Though I have seen a few sources of prompts aimed more at poetry and other forms of writing. So next time you need a great creative writing idea, see if you can find or invent a fiction writing prompt. Then run with it. Just don't trip over reality in the meantime.


Don't Lose Your Mind, Or Your Ideas

Over the course of my life, I've probably had nearly a million ideas (or more) for stories and novels. Many of them are long gone. Even some of the gems, I'm sure.

So how do you keep from losing that great creative writing idea (and your mind full of ideas), once you've hatched it?

Write it down. Now. As I've said on other pages, keep a notebook with you everywhere (though it better be waterproof, and the ink waterproof too, if you're going to have ideas in the shower all the time). Because ideas will come to you at the least opportune moments.

Hands full of dirty diaper. Boss giving you your review. Spouse in an unusually amorous mood.

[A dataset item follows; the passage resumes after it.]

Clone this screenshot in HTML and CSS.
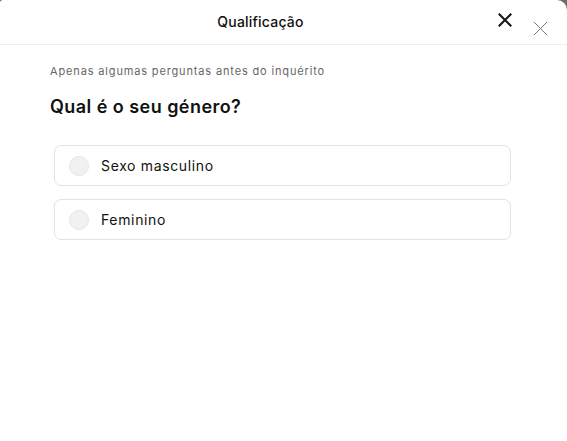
FILE: index.html
```html
<!DOCTYPE html>
<html lang="pt">
<head>
<meta charset="utf-8">
<title>Qualificação</title>
<link rel="stylesheet" href="styles.css">
</head>
<body>
<div class="modal">
  <header class="modal-header">
    <h1 class="modal-title">Qualificação</h1>
    <button class="close-btn" aria-label="Fechar">
      <svg width="14" height="14" viewBox="0 0 14 14"><path d="M1.5 1.5L12.5 12.5M12.5 1.5L1.5 12.5" stroke="#1a1a1a" stroke-width="2.2" stroke-linecap="square"/></svg>
    </button>
  </header>
  <main class="modal-body">
    <p class="subtitle">Apenas algumas perguntas antes do inquérito</p>
    <h2 class="question">Qual é o seu género?</h2>
    <div class="options">
      <label class="option"><span class="radio"></span><span class="option-text">Sexo masculino</span></label>
      <label class="option"><span class="radio"></span><span class="option-text">Feminino</span></label>
    </div>
  </main>
  <button class="outer-close" aria-label="Fechar">
    <svg width="15" height="15" viewBox="0 0 15 15"><path d="M1 1L14 14M14 1L1 14" stroke="#777" stroke-width="1"/></svg>
  </button>
</div>
</body>
</html>
```
FILE: styles.css
```css
html, body {
  margin: 0;
  padding: 0;
  background: #6b6b6b;
}
body {
  font-family: Inter, "Noto Sans", sans-serif;
  color: #111;
}
.modal {
  position: relative;
  background: #fff;
  width: 567px;
  height: 441px;
  border-radius: 3px 10px 0 0;
  overflow: hidden;
}
.modal-header {
  height: 45px;
  border-bottom: 1px solid #ececec;
  display: flex;
  align-items: center;
  justify-content: center;
  position: relative;
  box-sizing: border-box;
  padding-right: 46px;
  padding-bottom: 2px;
}
.modal-title {
  margin: 0;
  font-size: 14px;
  font-weight: 500;
  letter-spacing: 0.2px;
  color: #111;
}
.close-btn {
  position: absolute;
  left: 498px;
  top: 13px;
  width: 14px;
  height: 14px;
  padding: 0;
  border: 0;
  background: none;
  display: flex;
}
.outer-close {
  position: absolute;
  left: 533px;
  top: 21px;
  width: 15px;
  height: 15px;
  padding: 0;
  border: 0;
  background: none;
  display: flex;
}
.modal-body {
  padding: 19px 56px 0 50px;
}
.subtitle {
  margin: 0;
  font-size: 11px;
  color: #666;
  line-height: 14px;
  letter-spacing: 0.85px;
}
.question {
  margin: 17px 0 0;
  font-size: 18px;
  font-weight: 600;
  line-height: 24px;
  letter-spacing: 0.45px;
  color: #111;
}
.options {
  display: flex;
  flex-direction: column;
  gap: 13px;
  margin-top: 26px;
  padding-left: 4px;
}
.option {
  display: flex;
  align-items: center;
  gap: 12px;
  height: 41px;
  box-sizing: border-box;
  border: 1px solid #e2e2e2;
  border-radius: 7px;
  padding: 0 14px;
}
.radio {
  width: 20px;
  height: 20px;
  border-radius: 50%;
  background: #f1f1f1;
  border: 1px solid #e6e6e6;
  box-sizing: border-box;
  flex: none;
}
.option-text {
  font-size: 14px;
  letter-spacing: 0.65px;
  color: #111;
}
```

Give yourself permission to hold that thought long enough to get it down once the diaper's disposed of, the boss is done praising you, the spouse is snoring peacefully.

I say to give yourself permission, because many times, I've lost the idea before my hands were free to pick up the pen. Generally out of guilt for a wandering mind at an inappropriate time. Once I tried telling myself it was fine, I could jot it in one minute, I began to remember things long enough to record them.

Then, I go a step further. Since I tend to lose notebooks (and napkins I've jotted things on...) I collect all the ideas for the week into one spot and type them into my laptop in my "Ideas File". Before I lose that notebook or that scrap of paper towel I wrote the last idea on. I never lose my laptop!

So go ahead. Dream up a wildly creative writing idea. Or twenty. Then give one a spin and you're on your way to writing your next novel.